What wine merchants like to refer to euphemistically as 'a classic vintage'. Spring frosts dropped production on average 10% but mildew outbreaks from heavy rains in May, June and July took their toll, too. In the end, production was 20% below normal, and some producers lost much more. Very few sweet wines were made, but a sunny, dry autumn allowed for some nervy, aromatic dry wines, especially Riesling. 


Very similar to 2019 but without the spring frosts, and an even earlier beginning to the harvest.


A mild winter followed by a cool spring kicked off a long, slow growing season marked by a warm summer with just enough rain to keep the vines happy. September was cool and dry, offering   a long, pretty much perfect harvest window


After a wet first half of the year, Alsace basked in the sun along with much of the rest of Europe, resulting in particularly good ripeness in the two Pinots, Gris and Noir. Riesling was perhaps less classic, thanks to the softer acidities resulting from the heat.

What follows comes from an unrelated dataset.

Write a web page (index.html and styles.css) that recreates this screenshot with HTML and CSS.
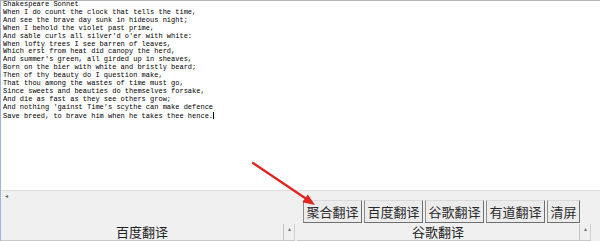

A cold winter, warm spring and warm summer with sufficient rainfall added up to create a very good vintage for Alsace in 2017. Good conditions throughout the harvest season allowed for excellence across all varieties and at all sweetness levels, with no particular extremes. The only drawback is yields reduced by up to a third thanks mostly to spring frosts.


Managing to escape the hail and frost that beset other French regions meant that Alsace had good yields in 2016. However, during a wet June mildew was a potential problem, but the rest of summer was warm and dry. Harvest conditions were good, and the resultant wines are more elegant and classic in profile than the richer 2015s.


Much easier than recent vintages. After a gloomy June the summer was scorching, resulting in a harvest that began very early in September, and in lower acid levels than usual. Pinot Noir was particularly successful. Healthy harvest conditions allowed many producers to make late-harvested sweet wines. Overall, yield was small for the third year in a row.


Cool temperatures throughout August made 2014 a high-acid vintage for Alsace, which bodes especially well for Crémant. Late-harvested whites were not a strong suit, but dry whites exhibit good typicality, albeit in a relatively restrained way.


A stop-start growing season produced a very small crop which, but for harvest rains, would have been perfectly formed. Those that brought in grapes early fared the best.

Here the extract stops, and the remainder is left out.